▶ **Directions**: Note how many lines include the word "index", and give that number by itself.

— start —

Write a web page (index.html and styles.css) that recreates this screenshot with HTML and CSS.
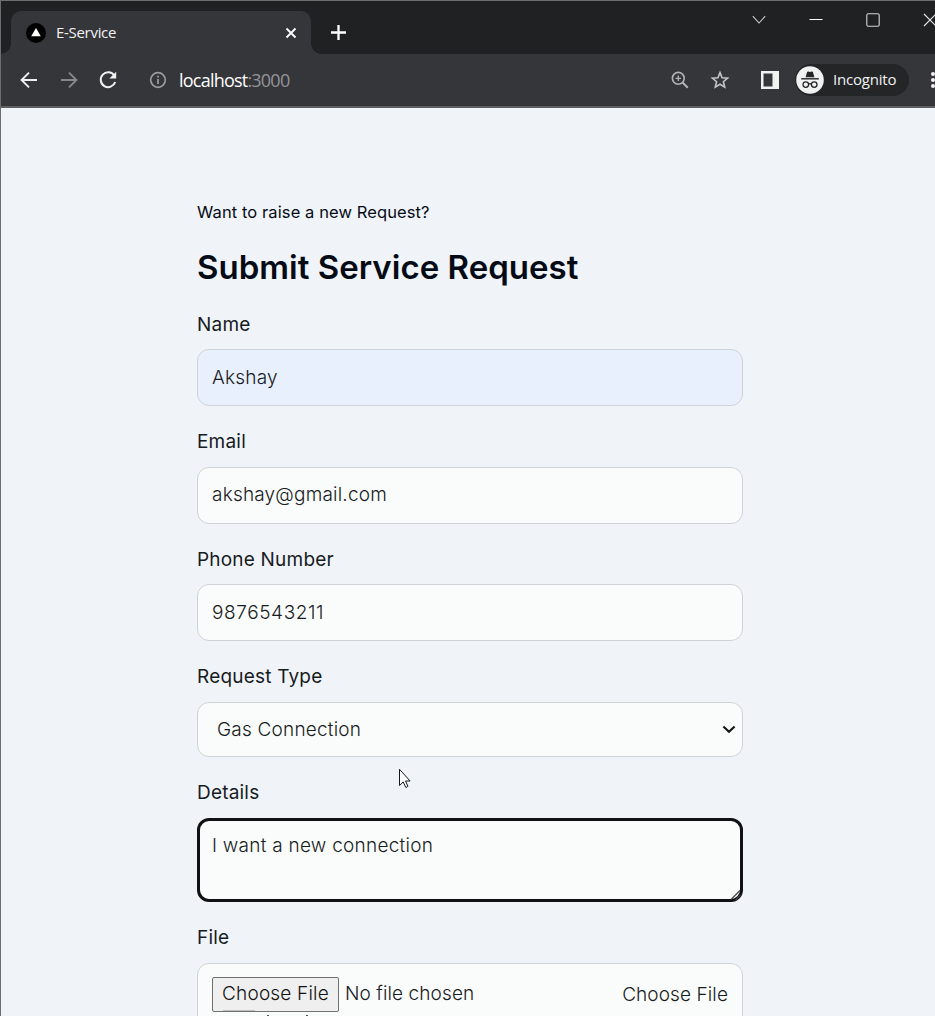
FILE: index.html
```html
<!DOCTYPE html>
<html lang="en">
<head>
<meta charset="utf-8">
<title>E-Service</title>
<link rel="stylesheet" href="styles.css">
</head>
<body>
<div class="window">
  <header class="chrome">
    <div class="tabstrip">
      <div class="tab">
        <svg class="favicon" width="20" height="20" viewBox="0 0 20 20"><circle cx="10" cy="10" r="10" fill="#000"/><path d="M10 5l4.8 8.2H5.2z" fill="#fff"/></svg>
        <span class="tab-title">E-Service</span>
        <svg class="tab-close" width="12" height="12" viewBox="0 0 12 12"><path d="M1.5 1.5l9 9M10.5 1.5l-9 9" stroke="#fff" stroke-width="1.8"/></svg>
      </div>
      <svg class="new-tab" width="16" height="16" viewBox="0 0 16 16"><path d="M8.5 1v15M1 8.5h15" stroke="#fff" stroke-width="2.3"/></svg>
      <div class="window-controls">
        <svg width="14" height="10" viewBox="0 0 14 10"><path d="M.8 1.2L7 8l6.2-6.8" fill="none" stroke="#d0d0d1" stroke-width="1.1"/></svg>
        <svg width="14" height="10" viewBox="0 0 14 10"><path d="M.5 4.5h13" stroke="#fff" stroke-width="1"/></svg>
        <svg width="14" height="14" viewBox="0 0 14 14"><rect x=".8" y=".8" width="12.4" height="12.4" rx="1.5" fill="none" stroke="#d6d6d6" stroke-width="1.1"/></svg>
        <svg width="14" height="14" viewBox="0 0 14 14"><path d="M1 1l12 12M13 1L1 13" stroke="#e6e6e6" stroke-width="1.1"/></svg>
      </div>
    </div>
    <div class="toolbar">
      <svg class="back" width="18" height="18" viewBox="0 0 18 18"><path d="M17 9H2M9 1.6L1.6 9 9 16.4" fill="none" stroke="#f1f1f2" stroke-width="1.9"/></svg>
      <svg class="forward" width="18" height="18" viewBox="0 0 18 18"><path d="M1 9h15M9 1.6L16.4 9 9 16.4" fill="none" stroke="#87888a" stroke-width="1.9"/></svg>
      <svg class="reload" width="20" height="20" viewBox="0 0 20 20"><path d="M16.3 5.6A7.4 7.4 0 1 0 17.2 12" fill="none" stroke="#f1f1f2" stroke-width="2"/><path d="M18.2 1.8v6.8h-6.8z" fill="#f1f1f2"/></svg>
      <svg class="info" width="18" height="18" viewBox="0 0 18 18"><circle cx="9" cy="9" r="7.3" fill="none" stroke="#9a9b9d" stroke-width="1.7"/><path d="M9 8v5M9 4.8v1.8" stroke="#9a9b9d" stroke-width="1.8"/></svg>
      <span class="url">localhost<span class="port">:3000</span></span>
      <div class="actions">
        <svg width="18" height="18" viewBox="0 0 18 18"><circle cx="7.3" cy="7.3" r="5.9" fill="none" stroke="#b3b4b6" stroke-width="1.6"/><path d="M7.3 4.6v5.4M4.6 7.3H10" stroke="#b3b4b6" stroke-width="1.3"/><path d="M11.5 11.5l5.3 5.3" stroke="#b3b4b6" stroke-width="2"/></svg>
        <svg class="star" width="20" height="20" viewBox="0 0 20 20"><path d="M10 2.6l2.1 5.1 5.5.45-4.2 3.6 1.3 5.4L10 14.3l-4.7 2.85 1.3-5.4-4.2-3.6 5.5-.45z" fill="none" stroke="#c4c5c6" stroke-width="1.6"/></svg>
        <svg class="panel" width="18" height="18" viewBox="0 0 18 18"><path fill-rule="evenodd" d="M0 0h18v18H0zM2.5 2.5v13h9v-13z" fill="#f1f1f2"/></svg>
        <div class="profile">
          <svg width="28" height="28" viewBox="0 0 28 28"><circle cx="14" cy="14" r="13.8" fill="#f1f1f2"/><path d="M9.6 11.3l1.5-5.2q.4-.9 1.3-.5l1.6.5 1.6-.5q.9-.4 1.3.5l1.5 5.2z" fill="#242527"/><path d="M5.2 12.8h17.6" stroke="#242527" stroke-width="1.4"/><g fill="none" stroke="#242527" stroke-width="1.3"><circle cx="9.8" cy="18.6" r="2.8"/><circle cx="18.2" cy="18.6" r="2.8"/><path d="M12.6 18.2q1.4-1 2.8 0"/></g></svg>
          <span class="profile-name">Incognito</span>
        </div>
        <svg class="menu" width="6" height="18" viewBox="0 0 6 18"><g fill="#f1f1f2"><circle cx="3" cy="3" r="2"/><circle cx="3" cy="9" r="2"/><circle cx="3" cy="15" r="2"/></g></svg>
      </div>
    </div>
  </header>
  <main class="page">
    <form class="form">
      <p class="intro">Want to raise a new Request?</p>
      <h1 class="title">Submit Service Request</h1>
      <div class="field"><label for="name">Name</label><input class="control autofilled" id="name" value="Akshay"></div>
      <div class="field"><label for="email">Email</label><input class="control" id="email" value="akshay@gmail.com"></div>
      <div class="field"><label for="phone">Phone Number</label><input class="control phone" id="phone" value="9876543211"></div>
      <div class="field"><label for="type">Request Type</label>
        <div class="stack">
          <select class="control select" id="type"><option>Gas Connection</option></select>
          <svg class="caret" width="14" height="9" viewBox="0 0 14 9"><path d="M1.4 1.5L7 6.8l5.6-5.3" fill="none" stroke="#151515" stroke-width="2.1"/></svg>
        </div>
      </div>
      <div class="field"><label for="details">Details</label>
        <div class="stack">
          <textarea class="control details" id="details">I want a new connection</textarea>
          <svg class="grip" width="12" height="12" viewBox="0 0 12 12"><path d="M1 10.5l9-9M5.5 11l5-5" stroke="#444" stroke-width="1.2"/></svg>
        </div>
      </div>
      <div class="field"><label>File</label>
        <div class="control file">
          <button type="button" class="choose">Choose File</button>
          <span class="status">No file chosen</span>
          <span class="prompt">Choose File</span>
        </div>
      </div>
    </form>
  </main>
  <svg class="residue" width="90" height="8" viewBox="0 0 90 8"><path d="M1 2.5h32" stroke="#bdbdbd"/><path d="M45 7.5h2M84 7.5h2" stroke="#555"/></svg>
  <svg class="cursor" width="14" height="21" viewBox="0 0 14 21"><path d="M1.5 1.3v16.2l3.7-3.6 2.5 5.3q1.6.5 2.2-1L7.5 13h4.6z" fill="#fff" stroke="#15171c" stroke-width="1"/></svg>
</div>
</body>
</html>
```
FILE: styles.css
```css
* { box-sizing: border-box; }
html, body { margin: 0; height: 100%; overflow: hidden; }
svg { display: block; flex: none; }

.window {
  position: relative;
  display: flex;
  flex-direction: column;
  height: 1016px;
  border-top: 1px solid #6d6e6f;
  border-left: 1px solid #6d6e6f;
  background: #f0f4f9;
  font-family: Inter, sans-serif;
  overflow: hidden;
}

/* Browser frame */
.chrome { flex: none; font-family: "Open Sans", "Noto Sans", sans-serif; color: #f1f1f2; }
.tabstrip { display: flex; height: 53px; background: #202123; padding: 10px 0 0 10px; }
.tab {
  position: relative;
  display: flex;
  align-items: center;
  width: 300px;
  height: 43px;
  padding: 0 14px 0 15px;
  border-radius: 10px 10px 0 0;
  background: #35363a;
}
.tab::before, .tab::after {
  content: "";
  position: absolute;
  bottom: 0;
  width: 10px;
  height: 10px;
}
.tab::before { left: -10px; background: radial-gradient(circle at 0 0, #202123 9.5px, #35363a 10px); }
.tab::after { right: -10px; background: radial-gradient(circle at 100% 0, #202123 9.5px, #35363a 10px); }
.tab-title { margin-left: 10px; padding-bottom: 2px; font-size: 15px; letter-spacing: -0.3px; }
.tab-close { margin-left: auto; }
.new-tab { margin: 13px 0 0 19px; }
.window-controls {
  display: flex;
  align-items: center;
  gap: 43px;
  height: 20px;
  margin: -1px -2px 0 auto;
}
.toolbar {
  display: flex;
  align-items: center;
  height: 54px;
  padding-left: 19px;
  background: #35363a;
  border-bottom: 2px solid #5d5e61;
}
.forward { margin-left: 22px; }
.reload { margin-left: 20px; }
.info { margin-left: 31px; }
.url { margin-left: 12px; font-size: 18px; letter-spacing: -0.78px; color: #fff; }
.port { color: #939496; }
.actions { display: flex; align-items: center; margin: 0 -1px 0 auto; }
.star { margin-left: 21px; }
.panel { margin-left: 31px; }
.profile {
  display: flex;
  align-items: center;
  gap: 9px;
  width: 114px;
  height: 32px;
  margin-left: 16px;
  padding-left: 1px;
  border-radius: 16px;
  background: #242527;
  font-size: 15px;
  letter-spacing: -0.2px;
}
.profile-name { padding-bottom: 2px; }
.menu { margin-left: 21px; }

/* Request form */
.page { flex: 1; color: #050b16; }
.form { width: 546px; margin-left: 196px; padding-top: 90px; }
.intro { margin: 0; font-size: 16.5px; line-height: 28px; letter-spacing: 0.1px; }
.title { margin: 19px 0 20.5px; font-size: 33px; font-weight: 600; line-height: 44px; letter-spacing: 0.02px; }
.field { margin-bottom: 21px; color: #171b22; }
.field label {
  display: block;
  margin-bottom: 9.5px;
  font-size: 19px;
  line-height: 30px;
  letter-spacing: 0.2px;
}
.control {
  display: block;
  width: 100%;
  height: 57px;
  margin: 0;
  padding: 0 14px 1px;
  border: 1px solid #cfd3d8;
  border-radius: 12px;
  outline: none;
  background: #fafcfb;
  color: #171b22;
  font: 300 19px/28px Inter, sans-serif;
  letter-spacing: 0.2px;
}
.autofilled { background: #e8f0fe; }
.phone { letter-spacing: 0.6px; }
.stack { display: grid; }
.stack > * { grid-area: 1 / 1; }
.select { appearance: none; height: 55px; padding: 1px 0 0 19px; }
.caret { place-self: center end; margin-right: 7px; }
.details {
  height: 84px;
  margin-top: 0.5px;
  padding: 11px 12px;
  border: 3px solid #101112;
  resize: none;
  letter-spacing: 0.25px;
}
.grip { place-self: end; margin: 0 1px 1px 0; }
.file {
  display: flex;
  align-items: flex-start;
  height: 84px;
  margin-top: 10px;
  padding-top: 13px;
}
.choose {
  flex: none;
  width: 127px;
  height: 35px;
  padding: 0;
  border: 1px solid #707070;
  border-radius: 2px;
  background: #efefef;
  color: #111;
  font: inherit;
  letter-spacing: inherit;
  white-space: nowrap;
}
.status { margin: 3px 0 0 6px; letter-spacing: 0.1px; }
.prompt { margin: 4px 0 0 auto; letter-spacing: 0.1px; }

.residue { position: absolute; left: 221px; bottom: 0; }
.cursor { position: absolute; left: 397px; top: 767px; }
```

— end —

▶ **The completed task**: 2